== What is needed ==
Leave out the pictures and reproduce all of the data exactly.

== Information provided ==
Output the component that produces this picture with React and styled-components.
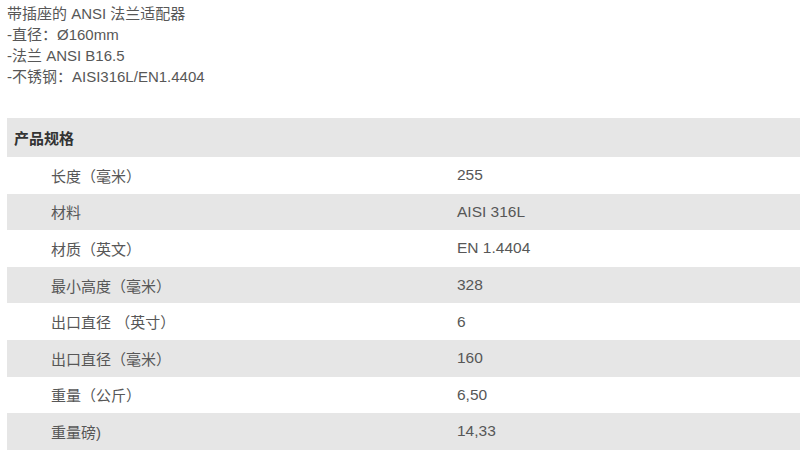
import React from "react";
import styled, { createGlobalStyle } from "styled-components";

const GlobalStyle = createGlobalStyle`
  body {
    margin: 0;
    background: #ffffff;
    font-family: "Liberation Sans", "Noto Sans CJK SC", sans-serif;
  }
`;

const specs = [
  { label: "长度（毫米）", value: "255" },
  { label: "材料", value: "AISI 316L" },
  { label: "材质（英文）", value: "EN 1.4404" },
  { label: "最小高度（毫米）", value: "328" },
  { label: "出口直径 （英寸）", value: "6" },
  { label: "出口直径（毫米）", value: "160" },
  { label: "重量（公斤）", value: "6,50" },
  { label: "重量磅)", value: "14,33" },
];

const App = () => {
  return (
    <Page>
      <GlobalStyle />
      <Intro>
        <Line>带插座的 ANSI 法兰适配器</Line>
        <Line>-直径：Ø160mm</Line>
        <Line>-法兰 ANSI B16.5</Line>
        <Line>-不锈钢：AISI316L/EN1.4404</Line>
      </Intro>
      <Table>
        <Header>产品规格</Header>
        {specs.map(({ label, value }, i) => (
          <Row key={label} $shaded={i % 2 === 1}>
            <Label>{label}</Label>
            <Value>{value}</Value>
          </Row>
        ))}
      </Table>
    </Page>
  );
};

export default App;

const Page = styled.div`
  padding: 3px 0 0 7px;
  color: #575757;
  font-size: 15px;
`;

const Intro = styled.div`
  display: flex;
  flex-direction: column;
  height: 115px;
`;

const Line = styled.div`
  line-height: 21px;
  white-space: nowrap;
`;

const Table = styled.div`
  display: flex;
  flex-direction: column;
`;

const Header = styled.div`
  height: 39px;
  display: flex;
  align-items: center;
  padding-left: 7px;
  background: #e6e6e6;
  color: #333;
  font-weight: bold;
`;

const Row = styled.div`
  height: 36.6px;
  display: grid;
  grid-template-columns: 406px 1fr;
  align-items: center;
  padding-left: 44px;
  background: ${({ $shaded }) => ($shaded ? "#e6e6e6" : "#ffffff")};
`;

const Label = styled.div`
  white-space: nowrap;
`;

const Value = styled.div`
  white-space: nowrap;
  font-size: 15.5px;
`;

== Output ==
Output the component that produces this picture with React and styled-components.
import React from "react";
import styled, { createGlobalStyle } from "styled-components";

const GlobalStyle = createGlobalStyle`
  body {
    margin: 0;
    background: #ffffff;
    font-family: "Liberation Sans", "Noto Sans CJK SC", sans-serif;
  }
`;

const specs = [
  { label: "长度（毫米）", value: "255" },
  { label: "材料", value: "AISI 316L" },
  { label: "材质（英文）", value: "EN 1.4404" },
  { label: "最小高度（毫米）", value: "328" },
  { label: "出口直径 （英寸）", value: "6" },
  { label: "出口直径（毫米）", value: "160" },
  { label: "重量（公斤）", value: "6,50" },
  { label: "重量磅)", value: "14,33" },
];

const App = () => {
  return (
    <Page>
      <GlobalStyle />
      <Intro>
        <Line>带插座的 ANSI 法兰适配器</Line>
        <Line>-直径：Ø160mm</Line>
        <Line>-法兰 ANSI B16.5</Line>
        <Line>-不锈钢：AISI316L/EN1.4404</Line>
      </Intro>
      <Table>
        <Header>产品规格</Header>
        {specs.map(({ label, value }, i) => (
          <Row key={label} $shaded={i % 2 === 1}>
            <Label>{label}</Label>
            <Value>{value}</Value>
          </Row>
        ))}
      </Table>
    </Page>
  );
};

export default App;

const Page = styled.div`
  padding: 3px 0 0 7px;
  color: #575757;
  font-size: 15px;
`;

const Intro = styled.div`
  display: flex;
  flex-direction: column;
  height: 115px;
`;

const Line = styled.div`
  line-height: 21px;
  white-space: nowrap;
`;

const Table = styled.div`
  display: flex;
  flex-direction: column;
`;

const Header = styled.div`
  height: 39px;
  display: flex;
  align-items: center;
  padding-left: 7px;
  background: #e6e6e6;
  color: #333;
  font-weight: bold;
`;

const Row = styled.div`
  height: 36.6px;
  display: grid;
  grid-template-columns: 406px 1fr;
  align-items: center;
  padding-left: 44px;
  background: ${({ $shaded }) => ($shaded ? "#e6e6e6" : "#ffffff")};
`;

const Label = styled.div`
  white-space: nowrap;
`;

const Value = styled.div`
  white-space: nowrap;
  font-size: 15.5px;
`;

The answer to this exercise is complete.